* DATA EXTRACT:
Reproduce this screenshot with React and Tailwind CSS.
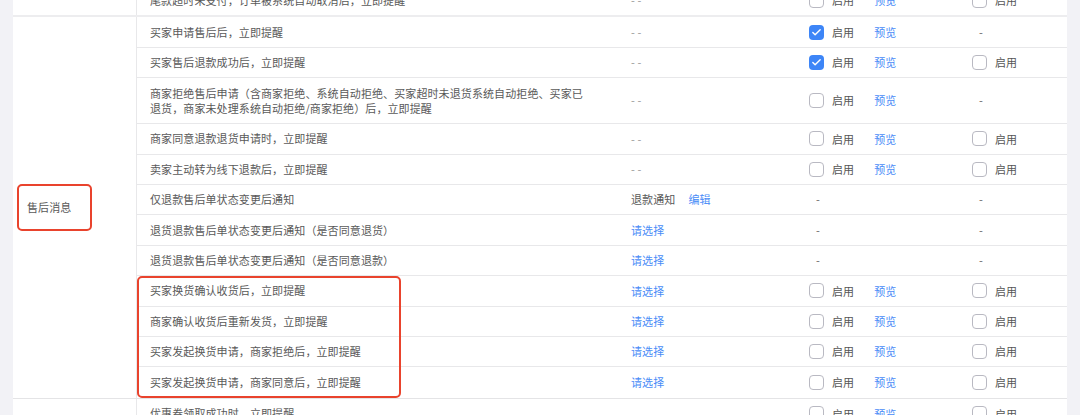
import { Check } from 'lucide-react';

const font = { fontFamily: '"Noto Sans CJK SC", "Noto Sans", sans-serif' };

function Box({ checked }) {
  return checked ? (
    <span className="w-[15px] h-[15px] rounded-[4px] bg-[#3d85f7] flex items-center justify-center shrink-0">
      <Check size={11} strokeWidth={3} className="text-white" />
    </span>
  ) : (
    <span className="w-[15px] h-[15px] rounded-[4px] border border-[#b9b9c2] bg-white shrink-0" />
  );
}

function Enable({ checked, preview }) {
  return (
    <div className="flex items-center pl-[14px]">
      <Box checked={checked} />
      <span className="ml-[8px] text-[#555]">启用</span>
      {preview && <span className="ml-[20px] text-[#4a8cf7]">预览</span>}
    </div>
  );
}

function Dash() {
  return <span className="pl-[21px] text-[#666]">-</span>;
}

// c3: 'dash' | 'select' | 'refund' ; c4/c5: 'on' | 'off' | 'dash'
function Row({ text, c3, c4, c5, tall, last }) {
  return (
    <div
      className={`flex items-center ${tall ? 'h-[46px]' : 'h-[30.4px]'} ${last ? '' : 'border-b border-[#e8e8ea]'}`}
    >
      <div className="w-[479px] pl-[13px] pr-[28px] text-[#595959] leading-[15px]">{text}</div>
      <div className="w-[179px] pl-[15px]">
        {c3 === 'dash' && <span className="text-[#999]">- -</span>}
        {c3 === 'select' && <span className="text-[#4a8cf7]">请选择</span>}
        {c3 === 'refund' && (
          <span>
            <span className="text-[#595959]">退款通知</span>
            <span className="ml-[13px] text-[#4a8cf7]">编辑</span>
          </span>
        )}
      </div>
      <div className="w-[163px]">
        {c4 === 'dash' ? <Dash /> : <Enable checked={c4 === 'on'} preview />}
      </div>
      <div className="flex-1">
        {c5 === 'dash' ? <Dash /> : <Enable checked={c5 === 'on'} />}
      </div>
    </div>
  );
}

const rows = [
  { text: '买家申请售后后，立即提醒', c3: 'dash', c4: 'on', c5: 'dash' },
  { text: '买家售后退款成功后，立即提醒', c3: 'dash', c4: 'on', c5: 'off' },
  {
    text: '商家拒绝售后申请（含商家拒绝、系统自动拒绝、买家超时未退货系统自动拒绝、买家已退货，商家未处理系统自动拒绝/商家拒绝）后，立即提醒',
    c3: 'dash', c4: 'off', c5: 'dash', tall: true,
  },
  { text: '商家同意退款退货申请时，立即提醒', c3: 'dash', c4: 'off', c5: 'off' },
  { text: '卖家主动转为线下退款后，立即提醒', c3: 'dash', c4: 'off', c5: 'off' },
  { text: '仅退款售后单状态变更后通知', c3: 'refund', c4: 'dash', c5: 'dash' },
  { text: '退货退款售后单状态变更后通知（是否同意退货）', c3: 'select', c4: 'dash', c5: 'dash' },
  { text: '退货退款售后单状态变更后通知（是否同意退款）', c3: 'select', c4: 'dash', c5: 'dash' },
];

const exchangeRows = [
  { text: '买家换货确认收货后，立即提醒', c3: 'select', c4: 'off', c5: 'off' },
  { text: '商家确认收货后重新发货，立即提醒', c3: 'select', c4: 'off', c5: 'off' },
  { text: '买家发起换货申请，商家拒绝后，立即提醒', c3: 'select', c4: 'off', c5: 'off' },
  { text: '买家发起换货申请，商家同意后，立即提醒', c3: 'select', c4: 'off', c5: 'off' },
];

export default function App() {
  return (
    <div className="w-[1080px] h-[415px] overflow-hidden bg-[#f2f2f6] text-[11px] tracking-[0.1px]" style={font}>
      <div className="mx-[13px] bg-white -mt-[15px]">
        {/* previous group (cut off) */}
        <div className="flex border-b-2 border-[#ededef]">
          <div className="w-[124px] border-r border-[#e8e8ea]" />
          <div className="flex-1">
            <Row text="尾款超时未支付，订单被系统自动取消后，立即提醒" c3="dash" c4="off" c5="off" last />
          </div>
        </div>

        {/* 售后消息 */}
        <div className="flex border-b border-[#e4e4e6]">
          <div className="w-[124px] border-r border-[#e8e8ea] flex items-center pl-[4px]">
            <div className="border-2 border-[#e9432d] rounded-[5px] pl-[8px] pr-[19px] py-[13px] text-[#595959]">
              售后消息
            </div>
          </div>
          <div className="flex-1">
            {rows.map(r => (
              <Row key={r.text} {...r} />
            ))}
            <div className="relative">
              {exchangeRows.map((r, i) => (
                <Row key={r.text} {...r} last={i === exchangeRows.length - 1} />
              ))}
              <div className="absolute left-0 top-0 bottom-0 w-[264px] border-2 border-[#e9432d] rounded-[5px] pointer-events-none" />
            </div>
          </div>
        </div>

        {/* next group (cut off) */}
        <div className="flex">
          <div className="w-[124px] border-r border-[#e8e8ea]" />
          <div className="flex-1">
            <Row text="优惠券领取成功时，立即提醒" c3="dash" c4="off" c5="off" last />
          </div>
        </div>
      </div>
    </div>
  );
}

* STATED GOAL:
Images in the data above are to be skipped. Retype all other material exactly.

* RESPONSE TO THIS TASK:
Reproduce this screenshot with React and Tailwind CSS.
import { Check } from 'lucide-react';

const font = { fontFamily: '"Noto Sans CJK SC", "Noto Sans", sans-serif' };

function Box({ checked }) {
  return checked ? (
    <span className="w-[15px] h-[15px] rounded-[4px] bg-[#3d85f7] flex items-center justify-center shrink-0">
      <Check size={11} strokeWidth={3} className="text-white" />
    </span>
  ) : (
    <span className="w-[15px] h-[15px] rounded-[4px] border border-[#b9b9c2] bg-white shrink-0" />
  );
}

function Enable({ checked, preview }) {
  return (
    <div className="flex items-center pl-[14px]">
      <Box checked={checked} />
      <span className="ml-[8px] text-[#555]">启用</span>
      {preview && <span className="ml-[20px] text-[#4a8cf7]">预览</span>}
    </div>
  );
}

function Dash() {
  return <span className="pl-[21px] text-[#666]">-</span>;
}

// c3: 'dash' | 'select' | 'refund' ; c4/c5: 'on' | 'off' | 'dash'
function Row({ text, c3, c4, c5, tall, last }) {
  return (
    <div
      className={`flex items-center ${tall ? 'h-[46px]' : 'h-[30.4px]'} ${last ? '' : 'border-b border-[#e8e8ea]'}`}
    >
      <div className="w-[479px] pl-[13px] pr-[28px] text-[#595959] leading-[15px]">{text}</div>
      <div className="w-[179px] pl-[15px]">
        {c3 === 'dash' && <span className="text-[#999]">- -</span>}
        {c3 === 'select' && <span className="text-[#4a8cf7]">请选择</span>}
        {c3 === 'refund' && (
          <span>
            <span className="text-[#595959]">退款通知</span>
            <span className="ml-[13px] text-[#4a8cf7]">编辑</span>
          </span>
        )}
      </div>
      <div className="w-[163px]">
        {c4 === 'dash' ? <Dash /> : <Enable checked={c4 === 'on'} preview />}
      </div>
      <div className="flex-1">
        {c5 === 'dash' ? <Dash /> : <Enable checked={c5 === 'on'} />}
      </div>
    </div>
  );
}

const rows = [
  { text: '买家申请售后后，立即提醒', c3: 'dash', c4: 'on', c5: 'dash' },
  { text: '买家售后退款成功后，立即提醒', c3: 'dash', c4: 'on', c5: 'off' },
  {
    text: '商家拒绝售后申请（含商家拒绝、系统自动拒绝、买家超时未退货系统自动拒绝、买家已退货，商家未处理系统自动拒绝/商家拒绝）后，立即提醒',
    c3: 'dash', c4: 'off', c5: 'dash', tall: true,
  },
  { text: '商家同意退款退货申请时，立即提醒', c3: 'dash', c4: 'off', c5: 'off' },
  { text: '卖家主动转为线下退款后，立即提醒', c3: 'dash', c4: 'off', c5: 'off' },
  { text: '仅退款售后单状态变更后通知', c3: 'refund', c4: 'dash', c5: 'dash' },
  { text: '退货退款售后单状态变更后通知（是否同意退货）', c3: 'select', c4: 'dash', c5: 'dash' },
  { text: '退货退款售后单状态变更后通知（是否同意退款）', c3: 'select', c4: 'dash', c5: 'dash' },
];

const exchangeRows = [
  { text: '买家换货确认收货后，立即提醒', c3: 'select', c4: 'off', c5: 'off' },
  { text: '商家确认收货后重新发货，立即提醒', c3: 'select', c4: 'off', c5: 'off' },
  { text: '买家发起换货申请，商家拒绝后，立即提醒', c3: 'select', c4: 'off', c5: 'off' },
  { text: '买家发起换货申请，商家同意后，立即提醒', c3: 'select', c4: 'off', c5: 'off' },
];

export default function App() {
  return (
    <div className="w-[1080px] h-[415px] overflow-hidden bg-[#f2f2f6] text-[11px] tracking-[0.1px]" style={font}>
      <div className="mx-[13px] bg-white -mt-[15px]">
        {/* previous group (cut off) */}
        <div className="flex border-b-2 border-[#ededef]">
          <div className="w-[124px] border-r border-[#e8e8ea]" />
          <div className="flex-1">
            <Row text="尾款超时未支付，订单被系统自动取消后，立即提醒" c3="dash" c4="off" c5="off" last />
          </div>
        </div>

        {/* 售后消息 */}
        <div className="flex border-b border-[#e4e4e6]">
          <div className="w-[124px] border-r border-[#e8e8ea] flex items-center pl-[4px]">
            <div className="border-2 border-[#e9432d] rounded-[5px] pl-[8px] pr-[19px] py-[13px] text-[#595959]">
              售后消息
            </div>
          </div>
          <div className="flex-1">
            {rows.map(r => (
              <Row key={r.text} {...r} />
            ))}
            <div className="relative">
              {exchangeRows.map((r, i) => (
                <Row key={r.text} {...r} last={i === exchangeRows.length - 1} />
              ))}
              <div className="absolute left-0 top-0 bottom-0 w-[264px] border-2 border-[#e9432d] rounded-[5px] pointer-events-none" />
            </div>
          </div>
        </div>

        {/* next group (cut off) */}
        <div className="flex">
          <div className="w-[124px] border-r border-[#e8e8ea]" />
          <div className="flex-1">
            <Row text="优惠券领取成功时，立即提醒" c3="dash" c4="off" c5="off" last />
          </div>
        </div>
      </div>
    </div>
  );
}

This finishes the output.